** Start **
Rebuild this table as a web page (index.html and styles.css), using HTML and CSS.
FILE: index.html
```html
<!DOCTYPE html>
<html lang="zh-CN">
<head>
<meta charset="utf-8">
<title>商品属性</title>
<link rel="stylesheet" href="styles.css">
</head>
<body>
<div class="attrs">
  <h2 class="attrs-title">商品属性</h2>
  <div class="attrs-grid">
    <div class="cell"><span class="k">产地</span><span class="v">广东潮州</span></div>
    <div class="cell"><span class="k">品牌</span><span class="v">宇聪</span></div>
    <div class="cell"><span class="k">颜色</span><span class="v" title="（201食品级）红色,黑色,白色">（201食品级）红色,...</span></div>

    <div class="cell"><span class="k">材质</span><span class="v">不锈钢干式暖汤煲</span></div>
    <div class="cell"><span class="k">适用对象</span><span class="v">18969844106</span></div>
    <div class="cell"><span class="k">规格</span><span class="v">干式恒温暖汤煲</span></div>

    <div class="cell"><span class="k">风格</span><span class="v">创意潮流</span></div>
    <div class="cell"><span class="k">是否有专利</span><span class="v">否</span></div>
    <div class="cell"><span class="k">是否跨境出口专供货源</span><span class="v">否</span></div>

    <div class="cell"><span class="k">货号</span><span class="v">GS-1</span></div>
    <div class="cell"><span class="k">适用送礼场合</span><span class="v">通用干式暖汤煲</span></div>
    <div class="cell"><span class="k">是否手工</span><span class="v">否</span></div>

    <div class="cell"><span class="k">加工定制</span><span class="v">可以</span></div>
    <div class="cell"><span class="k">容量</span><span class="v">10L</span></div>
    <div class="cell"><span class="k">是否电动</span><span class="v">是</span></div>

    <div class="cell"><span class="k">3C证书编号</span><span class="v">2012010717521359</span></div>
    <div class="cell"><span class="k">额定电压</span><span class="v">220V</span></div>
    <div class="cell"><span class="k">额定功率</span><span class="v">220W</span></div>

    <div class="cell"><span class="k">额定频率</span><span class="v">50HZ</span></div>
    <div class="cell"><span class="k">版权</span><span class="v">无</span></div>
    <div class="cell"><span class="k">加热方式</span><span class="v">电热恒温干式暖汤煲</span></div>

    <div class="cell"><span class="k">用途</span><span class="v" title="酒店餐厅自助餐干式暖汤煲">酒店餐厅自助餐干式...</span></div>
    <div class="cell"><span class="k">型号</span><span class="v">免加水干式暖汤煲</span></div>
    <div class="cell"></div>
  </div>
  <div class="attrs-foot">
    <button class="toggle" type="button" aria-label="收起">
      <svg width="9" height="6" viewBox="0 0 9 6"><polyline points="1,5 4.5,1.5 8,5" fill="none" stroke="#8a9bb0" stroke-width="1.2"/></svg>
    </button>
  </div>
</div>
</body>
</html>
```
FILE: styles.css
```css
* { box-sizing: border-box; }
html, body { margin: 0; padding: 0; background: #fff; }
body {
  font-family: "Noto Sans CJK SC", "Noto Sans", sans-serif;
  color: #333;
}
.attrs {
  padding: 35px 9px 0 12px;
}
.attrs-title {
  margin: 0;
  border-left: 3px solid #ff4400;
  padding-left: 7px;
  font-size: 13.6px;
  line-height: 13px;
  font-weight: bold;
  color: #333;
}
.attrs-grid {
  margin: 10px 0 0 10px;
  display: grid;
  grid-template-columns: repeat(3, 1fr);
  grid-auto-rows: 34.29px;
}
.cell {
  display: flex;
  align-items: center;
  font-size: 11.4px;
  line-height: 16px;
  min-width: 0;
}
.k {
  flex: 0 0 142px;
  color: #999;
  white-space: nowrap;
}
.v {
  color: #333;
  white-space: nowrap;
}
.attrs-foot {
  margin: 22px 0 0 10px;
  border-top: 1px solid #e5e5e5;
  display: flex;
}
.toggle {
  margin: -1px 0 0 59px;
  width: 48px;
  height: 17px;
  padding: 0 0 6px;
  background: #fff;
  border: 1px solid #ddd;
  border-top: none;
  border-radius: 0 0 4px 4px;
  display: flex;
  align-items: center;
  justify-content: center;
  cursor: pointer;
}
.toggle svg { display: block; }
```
** End **
Your task is to repeat each line of the material exactly.

Rebuild this table as a web page (index.html and styles.css), using HTML and CSS.
FILE: index.html
```html
<!DOCTYPE html>
<html lang="zh-CN">
<head>
<meta charset="utf-8">
<title>商品属性</title>
<link rel="stylesheet" href="styles.css">
</head>
<body>
<div class="attrs">
  <h2 class="attrs-title">商品属性</h2>
  <div class="attrs-grid">
    <div class="cell"><span class="k">产地</span><span class="v">广东潮州</span></div>
    <div class="cell"><span class="k">品牌</span><span class="v">宇聪</span></div>
    <div class="cell"><span class="k">颜色</span><span class="v" title="（201食品级）红色,黑色,白色">（201食品级）红色,...</span></div>

    <div class="cell"><span class="k">材质</span><span class="v">不锈钢干式暖汤煲</span></div>
    <div class="cell"><span class="k">适用对象</span><span class="v">18969844106</span></div>
    <div class="cell"><span class="k">规格</span><span class="v">干式恒温暖汤煲</span></div>

    <div class="cell"><span class="k">风格</span><span class="v">创意潮流</span></div>
    <div class="cell"><span class="k">是否有专利</span><span class="v">否</span></div>
    <div class="cell"><span class="k">是否跨境出口专供货源</span><span class="v">否</span></div>

    <div class="cell"><span class="k">货号</span><span class="v">GS-1</span></div>
    <div class="cell"><span class="k">适用送礼场合</span><span class="v">通用干式暖汤煲</span></div>
    <div class="cell"><span class="k">是否手工</span><span class="v">否</span></div>

    <div class="cell"><span class="k">加工定制</span><span class="v">可以</span></div>
    <div class="cell"><span class="k">容量</span><span class="v">10L</span></div>
    <div class="cell"><span class="k">是否电动</span><span class="v">是</span></div>

    <div class="cell"><span class="k">3C证书编号</span><span class="v">2012010717521359</span></div>
    <div class="cell"><span class="k">额定电压</span><span class="v">220V</span></div>
    <div class="cell"><span class="k">额定功率</span><span class="v">220W</span></div>

    <div class="cell"><span class="k">额定频率</span><span class="v">50HZ</span></div>
    <div class="cell"><span class="k">版权</span><span class="v">无</span></div>
    <div class="cell"><span class="k">加热方式</span><span class="v">电热恒温干式暖汤煲</span></div>

    <div class="cell"><span class="k">用途</span><span class="v" title="酒店餐厅自助餐干式暖汤煲">酒店餐厅自助餐干式...</span></div>
    <div class="cell"><span class="k">型号</span><span class="v">免加水干式暖汤煲</span></div>
    <div class="cell"></div>
  </div>
  <div class="attrs-foot">
    <button class="toggle" type="button" aria-label="收起">
      <svg width="9" height="6" viewBox="0 0 9 6"><polyline points="1,5 4.5,1.5 8,5" fill="none" stroke="#8a9bb0" stroke-width="1.2"/></svg>
    </button>
  </div>
</div>
</body>
</html>
```
FILE: styles.css
```css
* { box-sizing: border-box; }
html, body { margin: 0; padding: 0; background: #fff; }
body {
  font-family: "Noto Sans CJK SC", "Noto Sans", sans-serif;
  color: #333;
}
.attrs {
  padding: 35px 9px 0 12px;
}
.attrs-title {
  margin: 0;
  border-left: 3px solid #ff4400;
  padding-left: 7px;
  font-size: 13.6px;
  line-height: 13px;
  font-weight: bold;
  color: #333;
}
.attrs-grid {
  margin: 10px 0 0 10px;
  display: grid;
  grid-template-columns: repeat(3, 1fr);
  grid-auto-rows: 34.29px;
}
.cell {
  display: flex;
  align-items: center;
  font-size: 11.4px;
  line-height: 16px;
  min-width: 0;
}
.k {
  flex: 0 0 142px;
  color: #999;
  white-space: nowrap;
}
.v {
  color: #333;
  white-space: nowrap;
}
.attrs-foot {
  margin: 22px 0 0 10px;
  border-top: 1px solid #e5e5e5;
  display: flex;
}
.toggle {
  margin: -1px 0 0 59px;
  width: 48px;
  height: 17px;
  padding: 0 0 6px;
  background: #fff;
  border: 1px solid #ddd;
  border-top: none;
  border-radius: 0 0 4px 4px;
  display: flex;
  align-items: center;
  justify-content: center;
  cursor: pointer;
}
.toggle svg { display: block; }
```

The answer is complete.